In his preamble to the Budget, Mr Piracha, the finance minister, said he was “grateful to Almighty Allah for the privilege of presenting the budget”. Of course, he didn’t mean a word of it and would probably have played truant that day if the Headmistress hadn’t put her foot down. In the event, despite the opposition’s predictable negativism and its determination to fight ‘over every clause’ in the forthcoming parliamentary debate, is it such a terrible budget, all things considered?
That phrase — all things considered — is crucial to any reasoned perspective on the budget. How does one go about squaring the insatiable appetite of the armed forces (allocation up by 19%) and foreign creditors (Rs 50 billion in debt payments) with the urgent demands of the destitute social sectors? The most sensible way, under the political circumstances, is by increasing the size of the cake. But the size of the cake is circumscribed by the bankruptcy of past economic practices and a flourishing ‘underground’ economy. Enlarge the tax net, you say? Easier said than done, given a corrupt tax-collecting bureaucracy and a business class that has neglected its responsibilities to society. Rely on direct taxation, cut subsidies instead? And thereby further alienate the impoverished masses, no, thank you!
For every budgetary palliative there are fairly predictable adverse reactions from someone or the other. In the end, it’s sadly never more than a nuts and bolts job which entails some marginal juggling of financial means and political ends.
Let us be positive. We welcome taxes that fall on those who can afford to trim their waistlines. If anything, the list should have been more extensive. Salary concessions to workers and government employees will barely keep pace with inflation. Financial incentives to education and health services in the private sector are the least we can expect. The self-assessment income tax scheme should make small businessmen happy and corrupt tax collectors despondent, which is as it should be. It is also sound to bring in a foreign company to oversee Customs evaluation procedures. It will surely clip many underhand practices which amount to tax-evasion and smuggling. Of course, the reduction in the duty on newsprint is most welcome. The press can only be free so long as it is strong. Its independence cannot be bargained away at the alter of government beneficence.
There is no justification, however, for across-the board and substantial increases in the cost of electricity, gas, water, service charges on passports, radios, TV, telephones etc. If the budget makers had done their homework, they could have produced a progressive structure which discriminates between consumers. Similarly, it is incomprehensible why the PM has backtracked on her public commitment to withdraw the 5% licence fee on books.

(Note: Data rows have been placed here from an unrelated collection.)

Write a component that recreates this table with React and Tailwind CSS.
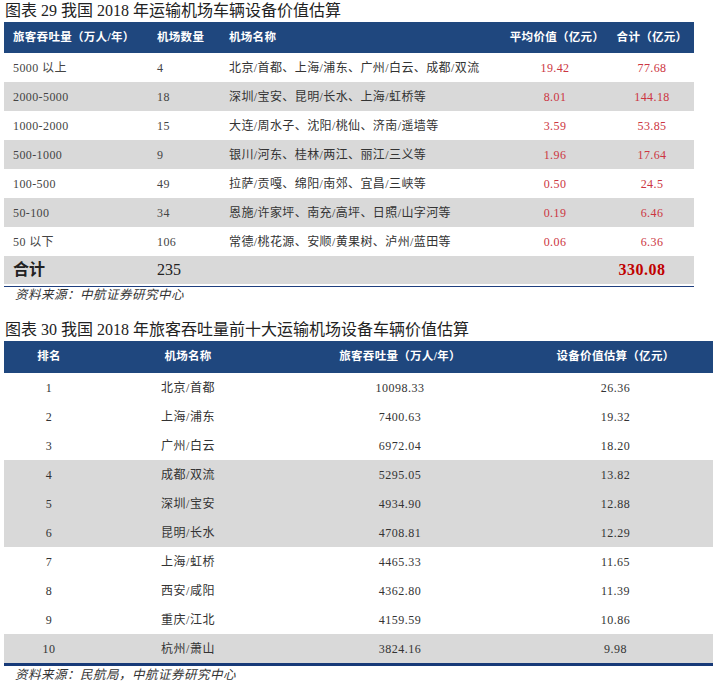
import React from 'react';

const serif = "font-['Liberation_Serif','Noto_Sans_CJK_SC',serif]";

const fleet = [
  { range: '5000 以上', count: '4', names: '北京/首都、上海/浦东、广州/白云、成都/双流', avg: '19.42', total: '77.68' },
  { range: '2000-5000', count: '18', names: '深圳/宝安、昆明/长水、上海/虹桥等', avg: '8.01', total: '144.18' },
  { range: '1000-2000', count: '15', names: '大连/周水子、沈阳/桃仙、济南/遥墙等', avg: '3.59', total: '53.85' },
  { range: '500-1000', count: '9', names: '银川/河东、桂林/两江、丽江/三义等', avg: '1.96', total: '17.64' },
  { range: '100-500', count: '49', names: '拉萨/贡嘎、绵阳/南郊、宜昌/三峡等', avg: '0.50', total: '24.5' },
  { range: '50-100', count: '34', names: '恩施/许家坪、南充/高坪、日照/山字河等', avg: '0.19', total: '6.46' },
  { range: '50 以下', count: '106', names: '常德/桃花源、安顺/黄果树、泸州/蓝田等', avg: '0.06', total: '6.36' },
];

const top10 = [
  ['1', '北京/首都', '10098.33', '26.36'],
  ['2', '上海/浦东', '7400.63', '19.32'],
  ['3', '广州/白云', '6972.04', '18.20'],
  ['4', '成都/双流', '5295.05', '13.82'],
  ['5', '深圳/宝安', '4934.90', '12.88'],
  ['6', '昆明/长水', '4708.81', '12.29'],
  ['7', '上海/虹桥', '4465.33', '11.65'],
  ['8', '西安/咸阳', '4362.80', '11.39'],
  ['9', '重庆/江北', '4159.59', '10.86'],
  ['10', '杭州/萧山', '3824.16', '9.98'],
];

// table 2 shades rows 4-6 and the last one
const shaded = (i) => (i >= 3 && i <= 5) || i === 9;

const grid1 = 'grid grid-cols-[146px_72px_278px_110px_84px] items-center';
const grid2 = 'grid grid-cols-[90px_188px_236px_195px] items-center';

export default function App() {
  return (
    <div className={`w-[716px] h-[687px] bg-white text-[#333] overflow-hidden ${serif}`}>
      {/* 图表 29 */}
      <div className="h-[22px] pl-[5px] flex items-center text-[16px] text-[#222] leading-none">
        图表 29 我国 2018 年运输机场车辆设备价值估算
      </div>
      <div className="ml-[4px] w-[690px]">
        <div className={`${grid1} h-[31px] bg-[#1f477e] text-white font-bold text-[11.5px] tracking-[0.3px]`}>
          <div className="pl-[9px]">旅客吞吐量（万人/年）</div>
          <div className="pl-[7px]">机场数量</div>
          <div className="pl-[7px]">机场名称</div>
          <div className="text-center pl-[4px]">平均价值（亿元）</div>
          <div className="text-center">合计（亿元）</div>
        </div>
        {fleet.map((r, i) => (
          <div key={r.range} className={`${grid1} h-[29px] text-[12px] tracking-[0.4px] ${i % 2 === 1 ? 'bg-[#d9d9d9]' : 'bg-white'}`}>
            <div className="pl-[9px] text-[#444]">{r.range}</div>
            <div className="pl-[7px] text-[#444]">{r.count}</div>
            <div className="pl-[7px] whitespace-nowrap">{r.names}</div>
            <div className="text-center text-[#cc3541]">{r.avg}</div>
            <div className="text-center text-[#cc3541]">{r.total}</div>
          </div>
        ))}
        <div className={`${grid1} h-[28px] bg-[#d9d9d9]`}>
          <div className="pl-[9px] text-[16px] font-bold text-[#222]">合计</div>
          <div className="pl-[7px] text-[16px] text-[#222]">235</div>
          <div></div>
          <div></div>
          <div className="text-center pr-[20px] text-[16px] font-bold text-[#c00000] tracking-[0.5px]">330.08</div>
        </div>
        <div className="mt-[2px] h-px bg-[#1f3f7f]"></div>
      </div>
      <div className="h-[17px] pl-[15px] flex items-center italic text-[12.5px] tracking-[0.5px] text-[#333]">
        资料来源：中航证券研究中心
      </div>

      {/* 图表 30 */}
      <div className="mt-[15px] h-[22px] pl-[5px] flex items-center text-[16px] text-[#222] leading-none">
        图表 30 我国 2018 年旅客吞吐量前十大运输机场设备车辆价值估算
      </div>
      <div className="ml-[4px] w-[709px]">
        <div className={`${grid2} h-[32px] bg-[#1f477e] text-white font-bold text-[11.5px] tracking-[0.3px] text-center`}>
          <div>排名</div>
          <div>机场名称</div>
          <div>旅客吞吐量（万人/年）</div>
          <div>设备价值估算（亿元）</div>
        </div>
        {top10.map((r, i) => (
          <div key={r[0]} className={`${grid2} h-[29px] text-[12px] tracking-[0.5px] text-center ${shaded(i) ? 'bg-[#d9d9d9]' : 'bg-white'}`}>
            <div>{r[0]}</div>
            <div>{r[1]}</div>
            <div>{r[2]}</div>
            <div>{r[3]}</div>
          </div>
        ))}
        <div className="h-[3px] bg-[#173a78]"></div>
      </div>
      <div className="h-[19px] pl-[15px] flex items-center italic text-[12.5px] tracking-[0.5px] text-[#333]">
        资料来源：民航局，中航证券研究中心
      </div>
    </div>
  );
}
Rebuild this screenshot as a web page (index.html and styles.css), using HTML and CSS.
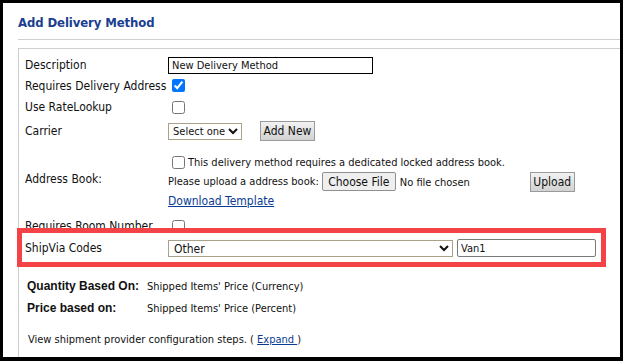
FILE: index.html
```html
<!DOCTYPE html>
<html lang="en">

<head>
    <meta charset="UTF-8">
    <title>Add Delivery Method</title>
    <link rel="stylesheet" href="styles.css">
</head>

<body>
    <div class="frame">
        <!-- page heading -->
        <h1 class="title">Add Delivery Method</h1>
        <hr class="rule">

        <div class="panel">
            <div class="form-grid">
                <label class="lbl">Description</label>
                <div class="fld"><input type="text" class="txt desc" value="New Delivery Method"></div>

                <label class="lbl">Requires Delivery Address</label>
                <div class="fld"><input type="checkbox" checked></div>

                <label class="lbl">Use RateLookup</label>
                <div class="fld"><input type="checkbox"></div>

                <label class="lbl">Carrier</label>
                <div class="fld">
                    <select class="sel carrier">
                        <option>Select one</option>
                    </select>
                    <button class="btn add-new">Add New</button>
                </div>

                <label class="lbl">Address Book:</label>
                <div class="fld addr">
                    <div class="addr-line"><input type="checkbox"><span>This delivery method requires a dedicated locked address book.</span></div>
                    <div class="addr-line upload-line">
                        <span>Please upload a address book:</span>
                        <input type="file" class="file">
                        <button class="btn upload">Upload</button>
                    </div>
                    <div class="addr-line"><a href="#" class="link template">Download Template</a></div>
                </div>

                <label class="lbl">Requires Room Number</label>
                <div class="fld"><input type="checkbox"></div>

                <label class="lbl">ShipVia Codes</label>
                <div class="fld">
                    <select class="sel shipvia">
                        <option>Other</option>
                    </select>
                    <input type="text" class="txt code" value="Van1">
                </div>
            </div>

            <!-- pricing summary -->
            <div class="based">
                <div class="based-row"><span class="based-lbl">Quantity Based On:</span><span>Shipped Items' Price (Currency)</span></div>
                <div class="based-row"><span class="based-lbl">Price based on:</span><span>Shipped Items' Price (Percent)</span></div>
            </div>

            <p class="steps">View shipment provider configuration steps. ( <a href="#" class="link">Expand </a> )</p>

            <!-- highlight around ShipVia row -->
            <div class="highlight"></div>
        </div>
    </div>
</body>

</html>
```

FILE: styles.css
```css
* {
    padding: 0;
    margin: 0;
    box-sizing: border-box;
}

html,
body {
    width: 623px;
    height: 361px;
    overflow: hidden;
    background: #000;
}

.frame {
    width: 623px;
    height: 361px;
    background: #fff;
    border: 3px solid #000;
    border-bottom-width: 4px;
    padding: 12px 0 0 15px;
    font-family: "DejaVu Sans Condensed", "DejaVu Sans", sans-serif;
    font-size: 11px;
    color: #111;
    overflow: hidden;
}

.title {
    font-size: 13px;
    font-weight: 700;
    color: #1b3e90;
    height: 16px;
    line-height: 16px;
    letter-spacing: -0.1px;
}

.rule {
    border: 0;
    border-top: 1px solid #cfcfcf;
    margin-top: 8px;
}

.panel {
    position: relative;
    margin-top: 8px;
    border: 1px solid #cfcfcf;
    border-right: 0;
    height: 320px;
    padding: 6px 0 0 6px;
}

.form-grid {
    display: grid;
    grid-template-columns: 143px 1fr;
    grid-template-rows: 20px 21px 22px 26px 70px 24px 20px;
}

.lbl {
    display: flex;
    align-items: center;
    white-space: nowrap;
    font-size: 12px;
}

.fld {
    display: flex;
    align-items: center;
}

input[type="checkbox"] {
    width: 13px;
    height: 13px;
    margin: 0 3px 0 4px;
}

.txt {
    font-family: inherit;
    font-size: 11px;
    color: #111;
    height: 17px;
    padding: 0 3px;
    border: 1px solid #000;
    outline: none;
}

.desc {
    width: 205px;
}

.code {
    width: 139px;
    height: 18px;
    border: 1px solid #7a7a7a;
    border-radius: 2px;
    margin-left: 4px;
}

.sel {
    font-family: inherit;
    font-size: 12px;
    color: #111;
    height: 17px;
    border: 1px solid #a9a18a;
    border-radius: 0;
    background: #fff;
    padding-left: 1px;
}

.carrier {
    width: 74px;
    font-size: 11px;
    padding-left: 0;
}

.shipvia {
    width: 285px;
}

.btn {
    font-family: inherit;
    font-size: 12px;
    color: #111;
    height: 20px;
    padding: 0 2px;
    white-space: nowrap;
    border: 1px solid #9a9a9a;
    background: linear-gradient(#f2f2f2, #d2d2d2);
}

.add-new {
    margin-left: 18px;
    width: 55px;
}

.addr {
    flex-direction: column;
    align-items: flex-start;
    justify-content: flex-start;
    padding-top: 8px;
    font-size: 11px;
}

.addr-line {
    display: flex;
    align-items: center;
    height: 20px;
    white-space: nowrap;
}

.upload-line {
    height: 19px;
}

.file {
    font-family: inherit;
    font-size: 11px;
    margin-left: 3px;
    width: 203px;
}

.file::file-selector-button {
    font-family: inherit;
    font-size: 12px;
    height: 19px;
    width: 74px;
    padding: 0;
    margin-right: 4px;
    border: 1px solid #8f8f8f;
    border-radius: 2px;
    background: #efefef;
    color: #111;
}

.upload {
    margin-left: 5px;
    width: 45px;
}

.link {
    color: #0b3c95;
    text-decoration: underline;
}

.template {
    font-size: 12px;
}

.based {
    margin-top: 17px;
    padding-left: 2px;
}

.based-row {
    display: flex;
    align-items: center;
    height: 22px;
    white-space: nowrap;
}

.based-lbl {
    font-family: "Liberation Sans", Arial, sans-serif;
    font-size: 12px;
    font-weight: 700;
    width: 120px;
}

.steps {
    margin-top: 14px;
    padding-left: 3px;
    font-size: 11px;
}

.highlight {
    position: absolute;
    left: -2px;
    top: 179px;
    width: 589px;
    height: 39px;
    border: 5px solid #f44346;
}
```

On privatisation, selling off stocks of profitable public sector companies is an eyewash without any positive long-term effects on investment. Again, confusion over the status of the GST was totally unnecessary. Mr Piracha and Mr Akhund have only made matters worse by contradicting each other.
Because the government threatened a tough budget, we are now left to speculate about the fate of this comparatively soft offering. Given its present political dilemmas, it is all too obvious that another mini-budget looms on the not too distant horizon, just as soon as the fallout of this one has been safely contained.
Spreading political risks over a period may make eminent sense. However, when this logic spills over to the budget it mocks the very concept of economic planning, in which certainty plays a major role, and reduces the budgetary exercise to a disagreeable farce. If the financial health of this country is going to be treated in the same cavalier fashion in which we conduct politics, we are truly doomed.